Now, Cinna: now, Metellus: what, Trebonius!
I have an hour’s talk in store for you;
Remember that you call on me to-day:
Be near me, that I may remember you.
TREBONIUS
Caesar, I will: 
[Aside] and so near will I be,
That your best friends shall wish I had been further.

CAESAR
Good friends, go in, and taste some wine with me;
And we, like friends, will straightway go together.
BRUTUS
[Aside] That every like is not the same, O Caesar
 (II.ii.118-128)

That last line. “That every like is not the same.” I think Shakespeare is coming a little into the audience. He’s saying, “Yes, I have made these similes and allusions…but these things are not the same thing. There is a difference. Keep that difference in mind as you listen, and as you watch these events unfold.”

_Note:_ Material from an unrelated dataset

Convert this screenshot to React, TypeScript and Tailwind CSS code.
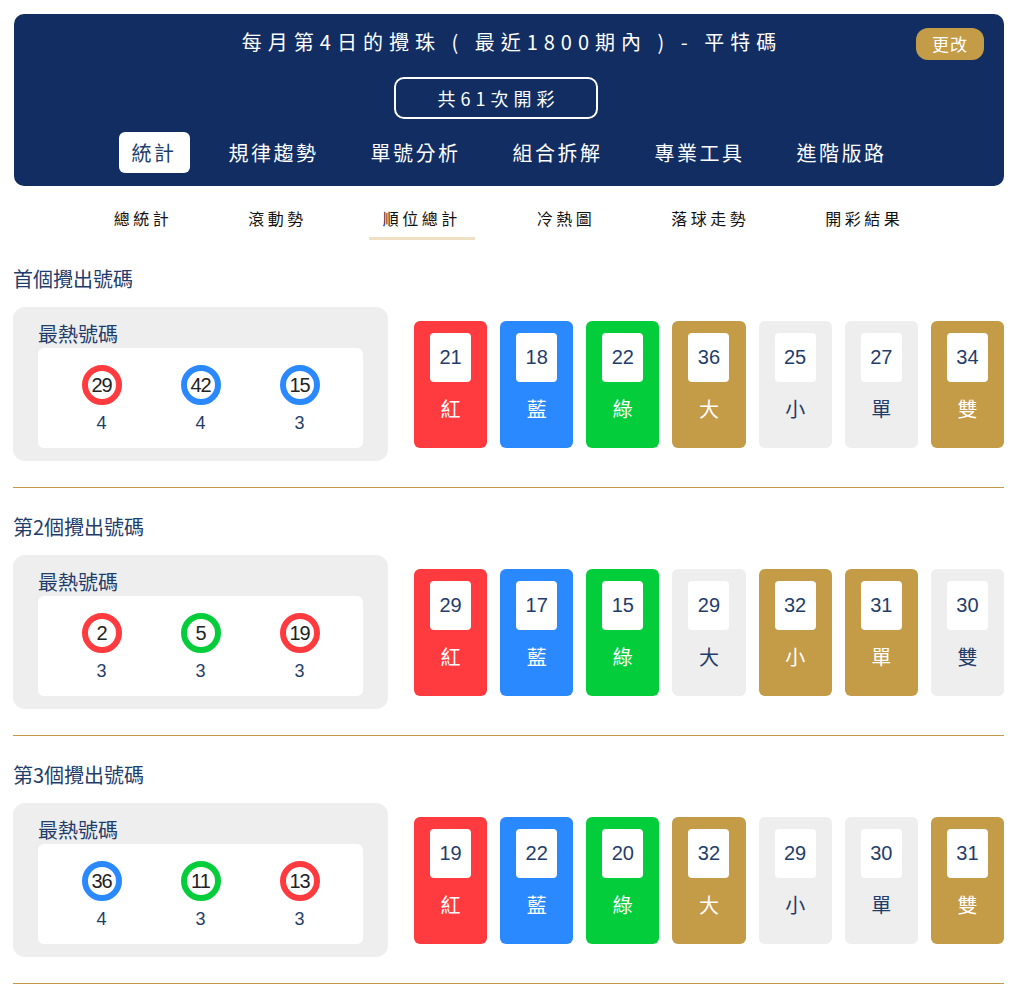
import React from 'react';

type Ball = { num: number; color: 'red' | 'blue' | 'green'; count: number };
type Card = { num: number; label: string; tone: 'red' | 'blue' | 'green' | 'gold' | 'gray' };
type Section = { title: string; balls: Ball[]; cards: Card[] };

const FONT = { fontFamily: '"Noto Sans CJK TC", "Noto Sans", sans-serif' };
const NUM_FONT = { fontFamily: '"Liberation Sans", Arial, "Noto Sans CJK TC", sans-serif' };

const BALL_BORDER: Record<Ball['color'], string> = {
  red: 'border-[#ff3b3f]',
  blue: 'border-[#2a89ff]',
  green: 'border-[#03cd3a]',
};

const CARD_BG: Record<Card['tone'], string> = {
  red: 'bg-[#ff3b3f] text-white',
  blue: 'bg-[#2a89ff] text-white',
  green: 'bg-[#03cd3a] text-white',
  gold: 'bg-[#c49b47] text-white',
  gray: 'bg-[#eeeeee] text-[#1f3d6b]',
};

const sections: Section[] = [
  {
    title: '首個攪出號碼',
    balls: [
      { num: 29, color: 'red', count: 4 },
      { num: 42, color: 'blue', count: 4 },
      { num: 15, color: 'blue', count: 3 },
    ],
    cards: [
      { num: 21, label: '紅', tone: 'red' },
      { num: 18, label: '藍', tone: 'blue' },
      { num: 22, label: '綠', tone: 'green' },
      { num: 36, label: '大', tone: 'gold' },
      { num: 25, label: '小', tone: 'gray' },
      { num: 27, label: '單', tone: 'gray' },
      { num: 34, label: '雙', tone: 'gold' },
    ],
  },
  {
    title: '第2個攪出號碼',
    balls: [
      { num: 2, color: 'red', count: 3 },
      { num: 5, color: 'green', count: 3 },
      { num: 19, color: 'red', count: 3 },
    ],
    cards: [
      { num: 29, label: '紅', tone: 'red' },
      { num: 17, label: '藍', tone: 'blue' },
      { num: 15, label: '綠', tone: 'green' },
      { num: 29, label: '大', tone: 'gray' },
      { num: 32, label: '小', tone: 'gold' },
      { num: 31, label: '單', tone: 'gold' },
      { num: 30, label: '雙', tone: 'gray' },
    ],
  },
  {
    title: '第3個攪出號碼',
    balls: [
      { num: 36, color: 'blue', count: 4 },
      { num: 11, color: 'green', count: 3 },
      { num: 13, color: 'red', count: 3 },
    ],
    cards: [
      { num: 19, label: '紅', tone: 'red' },
      { num: 22, label: '藍', tone: 'blue' },
      { num: 20, label: '綠', tone: 'green' },
      { num: 32, label: '大', tone: 'gold' },
      { num: 29, label: '小', tone: 'gray' },
      { num: 30, label: '單', tone: 'gray' },
      { num: 31, label: '雙', tone: 'gold' },
    ],
  },
];

const mainTabs = ['統計', '規律趨勢', '單號分析', '組合拆解', '專業工具', '進階版路'];
const subTabs = ['總統計', '滾動勢', '順位總計', '冷熱圖', '落球走勢', '開彩結果'];

const Header = () => (
  <div className="relative ml-px w-[990px] rounded-[10px] bg-[#112d62] pt-[14px] pb-[13px] text-white">
    <div className="pl-[6px] text-center text-[20px] leading-[28px] font-normal tracking-[6px]">
      每月第4日的攪珠 ( 最近1800期內 ) - 平特碼
    </div>
    <button
      type="button"
      className="absolute top-[14px] right-[20px] h-[32px] w-[68px] rounded-[12px] bg-[#c49b47] text-[17px] tracking-[1px] text-white"
    >
      更改
    </button>
    <div className="mt-[21px] flex justify-center pr-[26px]">
      <div className="flex h-[42px] w-[204px] items-center justify-center rounded-[10px] border-2 border-white pl-[5px] text-[18px] tracking-[5px]">
        共61次開彩
      </div>
    </div>
    <div className="mt-[13px] flex justify-center gap-[26px]">
      {mainTabs.map((t, i) => (
        <div
          key={t}
          className={
            'flex h-[41px] items-center rounded-[6px] px-[13px] text-[20px] tracking-[2.5px] ' +
            (i === 0 ? 'bg-white text-[#1f3d6b]' : 'text-white')
          }
        >
          {t}
        </div>
      ))}
    </div>
  </div>
);

const SubTabs = () => (
  <div className="flex justify-center gap-[48px] pt-[20px]">
    {subTabs.map((t, i) => (
      <div
        key={t}
        className={
          'px-[14px] pb-[7px] text-[16px] leading-[24px] tracking-[3.5px] text-[#111111] border-b-[3px] ' +
          (i === 2 ? 'border-[#efe0c4]' : 'border-transparent')
        }
      >
        {t}
      </div>
    ))}
  </div>
);

const HotBox = ({ balls }: { balls: Ball[] }) => (
  <div className="w-[375px] shrink-0 rounded-[12px] bg-[#eeeeee] px-[25px] pt-[13px] pb-[13px]">
    <div className="h-[28px] text-[20px] leading-[28px] text-[#1f3d6b]">最熱號碼</div>
    <div className="grid h-[100px] grid-cols-3 rounded-[6px] bg-white px-[14px] pt-[17px]">
      {balls.map((b, i) => (
        <div key={i} className="flex flex-col items-center">
          <div
            className={
              'flex h-10 w-10 items-center justify-center rounded-full border-[6px] bg-white text-[20px] tracking-[-1px] text-[#222222] ' +
              BALL_BORDER[b.color]
            }
            style={NUM_FONT}
          >
            {b.num}
          </div>
          <div className="mt-[7px] text-[18px] leading-[22px] text-[#1f3d6b]" style={NUM_FONT}>
            {b.count}
          </div>
        </div>
      ))}
    </div>
  </div>
);

const StatCard = ({ card }: { card: Card }) => (
  <div className={'flex h-[127px] flex-1 flex-col items-center rounded-[6px] pt-[12px] ' + CARD_BG[card.tone]}>
    <div
      className="flex h-[49px] w-[41px] items-center justify-center rounded-[4px] bg-white text-[20px] text-[#1f3d6b]"
      style={NUM_FONT}
    >
      {card.num}
    </div>
    <div className="mt-[13px] text-[20px] leading-[28px]">{card.label}</div>
  </div>
);

const PositionSection = ({ section }: { section: Section }) => (
  <div className="pt-[25px]">
    <div className="h-[28px] text-[20px] leading-[28px] text-[#1f3d6b]">{section.title}</div>
    <div className="mt-[14px] flex items-center gap-[26px]">
      <HotBox balls={section.balls} />
      <div className="flex flex-1 gap-[13px]">
        {section.cards.map((c, i) => (
          <StatCard key={i} card={c} />
        ))}
      </div>
    </div>
    <div className="mt-[26px] h-px bg-[#c69a45]" />
  </div>
);

export default function App() {
  return (
    <div className="min-h-[998px] bg-white pt-[14px] pr-[19px] pl-[13px]" style={FONT}>
      <Header />
      <SubTabs />
      {sections.map((s, i) => (
        <PositionSection key={i} section={s} />
      ))}
    </div>
  );
}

That’s it for me today. I’ve practically written a thesis for today’s entry, and I’m not the least bit sorry.

Julius Caesar–Act I

Sadly, today is another day that I must make my comments brief. That whole needing to work to eat thing.

Opening notes on the title–The Tragedy of Julius Caesar. Now, we already know he’s going to die, everyone knows the story of the “Ides of March.” Tragedies involve a man’s fall…Now, Julius died, but…did he fall? Did he fail? The question to keep in mind in Shakespeare’s retelling is: Who’s tragedy is it, really?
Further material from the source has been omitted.